- **WRITTEN REQUEST**
Check each line below for "React" and report how many have it, nothing else.

- **GIVEN DATA**
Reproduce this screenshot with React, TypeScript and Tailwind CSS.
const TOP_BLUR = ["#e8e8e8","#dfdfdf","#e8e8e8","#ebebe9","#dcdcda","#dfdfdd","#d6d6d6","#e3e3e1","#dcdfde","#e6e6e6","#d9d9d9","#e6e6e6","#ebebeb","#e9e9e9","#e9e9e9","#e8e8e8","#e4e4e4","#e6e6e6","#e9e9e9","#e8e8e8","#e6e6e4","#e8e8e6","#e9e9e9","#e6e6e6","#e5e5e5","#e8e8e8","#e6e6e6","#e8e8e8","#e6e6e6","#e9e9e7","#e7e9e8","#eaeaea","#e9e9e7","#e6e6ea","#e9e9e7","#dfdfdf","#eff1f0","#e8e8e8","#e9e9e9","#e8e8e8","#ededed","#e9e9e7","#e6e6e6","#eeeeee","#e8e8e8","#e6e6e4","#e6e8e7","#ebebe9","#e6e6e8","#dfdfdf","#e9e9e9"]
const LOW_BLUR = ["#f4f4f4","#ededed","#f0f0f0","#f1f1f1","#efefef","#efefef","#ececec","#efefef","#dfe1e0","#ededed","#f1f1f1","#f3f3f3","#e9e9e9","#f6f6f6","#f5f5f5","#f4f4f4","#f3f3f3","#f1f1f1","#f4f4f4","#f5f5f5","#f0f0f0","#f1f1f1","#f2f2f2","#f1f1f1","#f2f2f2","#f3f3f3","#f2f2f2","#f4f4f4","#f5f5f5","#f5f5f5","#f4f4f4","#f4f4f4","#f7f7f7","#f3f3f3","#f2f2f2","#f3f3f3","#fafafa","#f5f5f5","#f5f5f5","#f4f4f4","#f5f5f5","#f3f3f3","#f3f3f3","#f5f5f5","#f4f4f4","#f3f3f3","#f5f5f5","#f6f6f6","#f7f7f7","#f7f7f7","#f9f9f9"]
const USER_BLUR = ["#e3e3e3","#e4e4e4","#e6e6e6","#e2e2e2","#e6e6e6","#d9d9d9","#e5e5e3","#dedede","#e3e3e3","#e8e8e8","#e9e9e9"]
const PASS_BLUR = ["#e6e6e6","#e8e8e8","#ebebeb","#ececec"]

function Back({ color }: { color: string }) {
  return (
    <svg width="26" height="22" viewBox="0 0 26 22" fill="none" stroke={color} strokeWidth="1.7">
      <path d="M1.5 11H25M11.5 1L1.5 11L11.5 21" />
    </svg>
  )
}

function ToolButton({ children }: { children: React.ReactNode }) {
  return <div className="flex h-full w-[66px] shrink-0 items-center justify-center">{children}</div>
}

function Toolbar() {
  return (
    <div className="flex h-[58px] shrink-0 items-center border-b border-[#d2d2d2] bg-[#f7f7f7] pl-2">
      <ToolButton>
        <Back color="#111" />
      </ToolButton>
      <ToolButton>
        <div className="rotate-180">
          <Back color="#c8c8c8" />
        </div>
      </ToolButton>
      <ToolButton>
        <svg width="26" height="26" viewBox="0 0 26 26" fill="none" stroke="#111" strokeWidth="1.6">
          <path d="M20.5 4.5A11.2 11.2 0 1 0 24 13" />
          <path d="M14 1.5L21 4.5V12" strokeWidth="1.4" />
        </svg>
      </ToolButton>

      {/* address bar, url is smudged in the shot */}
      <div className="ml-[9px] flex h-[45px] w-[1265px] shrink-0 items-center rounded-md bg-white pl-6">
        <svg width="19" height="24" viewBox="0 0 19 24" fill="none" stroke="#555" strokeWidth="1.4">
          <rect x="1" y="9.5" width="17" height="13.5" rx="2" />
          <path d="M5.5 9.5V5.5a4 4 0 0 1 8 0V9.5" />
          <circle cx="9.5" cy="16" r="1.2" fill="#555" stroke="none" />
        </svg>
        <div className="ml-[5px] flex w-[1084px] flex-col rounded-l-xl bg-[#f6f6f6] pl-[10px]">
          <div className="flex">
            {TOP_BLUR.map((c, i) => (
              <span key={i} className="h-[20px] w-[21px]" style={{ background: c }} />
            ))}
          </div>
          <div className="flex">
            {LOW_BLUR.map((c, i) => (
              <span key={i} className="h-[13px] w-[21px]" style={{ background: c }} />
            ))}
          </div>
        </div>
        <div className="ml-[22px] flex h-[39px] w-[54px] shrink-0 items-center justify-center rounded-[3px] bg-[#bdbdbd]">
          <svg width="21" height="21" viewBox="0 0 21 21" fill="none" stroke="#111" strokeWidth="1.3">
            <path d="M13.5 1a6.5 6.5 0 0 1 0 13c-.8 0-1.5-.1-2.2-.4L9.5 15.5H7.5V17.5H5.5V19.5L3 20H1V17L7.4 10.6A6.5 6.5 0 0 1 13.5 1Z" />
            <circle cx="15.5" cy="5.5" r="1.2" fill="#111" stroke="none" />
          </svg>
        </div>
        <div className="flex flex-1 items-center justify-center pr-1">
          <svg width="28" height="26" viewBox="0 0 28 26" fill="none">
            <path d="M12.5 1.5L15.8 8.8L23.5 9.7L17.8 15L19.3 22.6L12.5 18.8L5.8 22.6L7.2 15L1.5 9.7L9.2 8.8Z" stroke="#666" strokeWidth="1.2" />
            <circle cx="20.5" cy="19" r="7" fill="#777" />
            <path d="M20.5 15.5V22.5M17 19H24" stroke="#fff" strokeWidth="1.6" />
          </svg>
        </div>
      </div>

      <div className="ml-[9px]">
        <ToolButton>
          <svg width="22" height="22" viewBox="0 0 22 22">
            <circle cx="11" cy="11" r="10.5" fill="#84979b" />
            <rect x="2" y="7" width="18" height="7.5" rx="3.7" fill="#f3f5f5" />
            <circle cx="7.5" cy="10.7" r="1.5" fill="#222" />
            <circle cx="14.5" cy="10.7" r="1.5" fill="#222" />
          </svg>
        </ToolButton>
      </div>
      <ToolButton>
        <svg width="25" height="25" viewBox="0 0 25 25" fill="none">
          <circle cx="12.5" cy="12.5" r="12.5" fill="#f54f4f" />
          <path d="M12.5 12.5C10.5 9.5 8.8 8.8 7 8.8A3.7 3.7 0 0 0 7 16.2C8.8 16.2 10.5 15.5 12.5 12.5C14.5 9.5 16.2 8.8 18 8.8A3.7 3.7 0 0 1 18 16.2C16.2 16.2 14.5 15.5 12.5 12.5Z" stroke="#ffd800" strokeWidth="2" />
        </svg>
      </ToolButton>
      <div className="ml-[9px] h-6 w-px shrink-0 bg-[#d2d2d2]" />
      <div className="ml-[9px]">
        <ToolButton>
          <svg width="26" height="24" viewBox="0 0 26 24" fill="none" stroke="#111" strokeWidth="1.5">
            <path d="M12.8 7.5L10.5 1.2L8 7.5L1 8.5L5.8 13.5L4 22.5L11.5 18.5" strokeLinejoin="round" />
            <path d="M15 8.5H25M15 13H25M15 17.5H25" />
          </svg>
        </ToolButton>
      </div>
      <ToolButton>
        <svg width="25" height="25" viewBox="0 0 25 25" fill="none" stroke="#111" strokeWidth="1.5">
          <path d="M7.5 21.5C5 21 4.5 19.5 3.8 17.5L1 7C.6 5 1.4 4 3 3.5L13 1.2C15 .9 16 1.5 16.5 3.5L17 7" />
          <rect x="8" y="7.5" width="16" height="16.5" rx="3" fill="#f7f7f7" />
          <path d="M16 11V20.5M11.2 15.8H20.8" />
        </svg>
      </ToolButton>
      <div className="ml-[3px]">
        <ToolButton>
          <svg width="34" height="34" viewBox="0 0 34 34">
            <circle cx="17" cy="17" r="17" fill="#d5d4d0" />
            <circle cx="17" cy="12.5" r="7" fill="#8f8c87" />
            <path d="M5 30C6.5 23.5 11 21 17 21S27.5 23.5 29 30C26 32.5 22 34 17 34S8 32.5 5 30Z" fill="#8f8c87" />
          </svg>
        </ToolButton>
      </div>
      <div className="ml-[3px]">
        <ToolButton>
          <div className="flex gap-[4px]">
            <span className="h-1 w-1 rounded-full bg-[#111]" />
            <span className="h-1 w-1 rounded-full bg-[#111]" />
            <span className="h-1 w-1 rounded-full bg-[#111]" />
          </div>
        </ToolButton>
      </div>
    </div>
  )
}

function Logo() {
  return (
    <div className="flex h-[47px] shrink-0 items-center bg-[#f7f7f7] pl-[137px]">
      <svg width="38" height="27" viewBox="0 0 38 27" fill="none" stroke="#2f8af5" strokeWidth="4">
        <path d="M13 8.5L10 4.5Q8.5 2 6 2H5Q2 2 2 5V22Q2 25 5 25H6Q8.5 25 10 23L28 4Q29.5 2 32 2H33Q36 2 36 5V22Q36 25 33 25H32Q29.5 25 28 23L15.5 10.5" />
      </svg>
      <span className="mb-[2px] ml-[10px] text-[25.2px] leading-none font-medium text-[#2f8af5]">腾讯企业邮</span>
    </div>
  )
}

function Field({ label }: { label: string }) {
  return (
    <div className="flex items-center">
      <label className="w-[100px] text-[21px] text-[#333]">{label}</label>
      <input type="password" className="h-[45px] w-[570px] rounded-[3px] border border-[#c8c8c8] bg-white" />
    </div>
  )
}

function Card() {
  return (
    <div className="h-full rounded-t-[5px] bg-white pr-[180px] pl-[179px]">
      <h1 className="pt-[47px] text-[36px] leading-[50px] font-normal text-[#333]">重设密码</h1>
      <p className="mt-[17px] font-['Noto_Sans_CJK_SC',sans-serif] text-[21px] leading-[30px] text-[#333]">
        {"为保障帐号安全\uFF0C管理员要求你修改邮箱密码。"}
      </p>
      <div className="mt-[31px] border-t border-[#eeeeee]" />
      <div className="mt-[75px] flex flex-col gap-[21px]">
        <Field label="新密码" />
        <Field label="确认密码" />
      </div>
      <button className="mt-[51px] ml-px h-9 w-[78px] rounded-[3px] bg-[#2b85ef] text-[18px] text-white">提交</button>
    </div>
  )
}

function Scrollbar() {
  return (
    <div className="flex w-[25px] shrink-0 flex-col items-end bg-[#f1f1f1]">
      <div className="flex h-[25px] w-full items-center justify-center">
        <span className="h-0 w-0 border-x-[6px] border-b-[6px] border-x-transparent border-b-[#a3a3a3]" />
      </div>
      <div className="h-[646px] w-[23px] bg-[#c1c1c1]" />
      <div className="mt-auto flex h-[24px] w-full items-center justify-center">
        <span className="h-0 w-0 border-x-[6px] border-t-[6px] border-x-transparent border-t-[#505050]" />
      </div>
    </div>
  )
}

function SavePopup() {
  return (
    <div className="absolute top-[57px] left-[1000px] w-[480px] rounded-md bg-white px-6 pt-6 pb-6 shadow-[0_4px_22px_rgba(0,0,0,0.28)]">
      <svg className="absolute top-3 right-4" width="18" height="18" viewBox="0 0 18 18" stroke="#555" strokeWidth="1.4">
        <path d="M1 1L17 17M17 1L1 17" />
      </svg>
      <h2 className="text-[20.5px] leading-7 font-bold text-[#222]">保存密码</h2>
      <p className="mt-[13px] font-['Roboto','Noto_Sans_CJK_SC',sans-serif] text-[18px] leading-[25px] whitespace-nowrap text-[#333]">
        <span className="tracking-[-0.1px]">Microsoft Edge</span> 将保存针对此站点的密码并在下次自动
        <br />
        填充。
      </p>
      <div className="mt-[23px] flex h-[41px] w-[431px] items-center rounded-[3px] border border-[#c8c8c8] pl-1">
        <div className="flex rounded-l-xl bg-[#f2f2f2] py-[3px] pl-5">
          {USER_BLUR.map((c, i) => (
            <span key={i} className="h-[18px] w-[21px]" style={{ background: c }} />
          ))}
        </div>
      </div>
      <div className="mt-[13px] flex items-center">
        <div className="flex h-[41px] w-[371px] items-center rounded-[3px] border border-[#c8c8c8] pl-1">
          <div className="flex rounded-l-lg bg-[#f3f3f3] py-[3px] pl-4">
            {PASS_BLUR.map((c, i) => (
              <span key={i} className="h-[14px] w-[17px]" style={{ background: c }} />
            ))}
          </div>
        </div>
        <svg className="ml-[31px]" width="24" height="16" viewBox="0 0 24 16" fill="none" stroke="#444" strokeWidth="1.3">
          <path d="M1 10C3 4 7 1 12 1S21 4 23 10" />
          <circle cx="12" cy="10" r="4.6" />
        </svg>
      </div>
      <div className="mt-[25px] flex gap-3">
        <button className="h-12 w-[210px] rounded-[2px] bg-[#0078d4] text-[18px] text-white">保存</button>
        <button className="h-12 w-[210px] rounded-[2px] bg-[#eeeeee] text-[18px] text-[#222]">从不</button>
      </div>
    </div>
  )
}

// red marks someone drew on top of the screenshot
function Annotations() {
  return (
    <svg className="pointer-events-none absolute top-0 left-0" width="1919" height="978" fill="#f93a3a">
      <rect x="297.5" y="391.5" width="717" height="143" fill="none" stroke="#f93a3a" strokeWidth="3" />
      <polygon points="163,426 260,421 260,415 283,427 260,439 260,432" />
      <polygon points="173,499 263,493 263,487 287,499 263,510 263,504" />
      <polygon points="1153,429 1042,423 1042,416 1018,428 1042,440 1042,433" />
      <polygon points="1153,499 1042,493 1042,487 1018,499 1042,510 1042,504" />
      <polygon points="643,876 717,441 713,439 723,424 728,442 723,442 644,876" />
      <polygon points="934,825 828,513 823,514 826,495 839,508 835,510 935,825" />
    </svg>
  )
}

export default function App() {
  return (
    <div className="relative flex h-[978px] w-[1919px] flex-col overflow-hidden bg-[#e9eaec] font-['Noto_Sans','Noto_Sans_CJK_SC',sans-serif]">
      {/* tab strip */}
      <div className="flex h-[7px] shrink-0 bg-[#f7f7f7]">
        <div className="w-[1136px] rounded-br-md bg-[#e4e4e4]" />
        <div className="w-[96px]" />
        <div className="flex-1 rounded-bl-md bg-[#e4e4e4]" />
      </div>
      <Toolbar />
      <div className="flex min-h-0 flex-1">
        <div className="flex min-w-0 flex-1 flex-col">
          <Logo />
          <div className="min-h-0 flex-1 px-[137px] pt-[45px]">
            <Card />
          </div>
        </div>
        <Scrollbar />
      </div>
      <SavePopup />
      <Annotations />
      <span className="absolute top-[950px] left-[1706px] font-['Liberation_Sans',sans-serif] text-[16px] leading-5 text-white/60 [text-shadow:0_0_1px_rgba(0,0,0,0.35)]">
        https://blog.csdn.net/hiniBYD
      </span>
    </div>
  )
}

- **FINISHED TASK**
2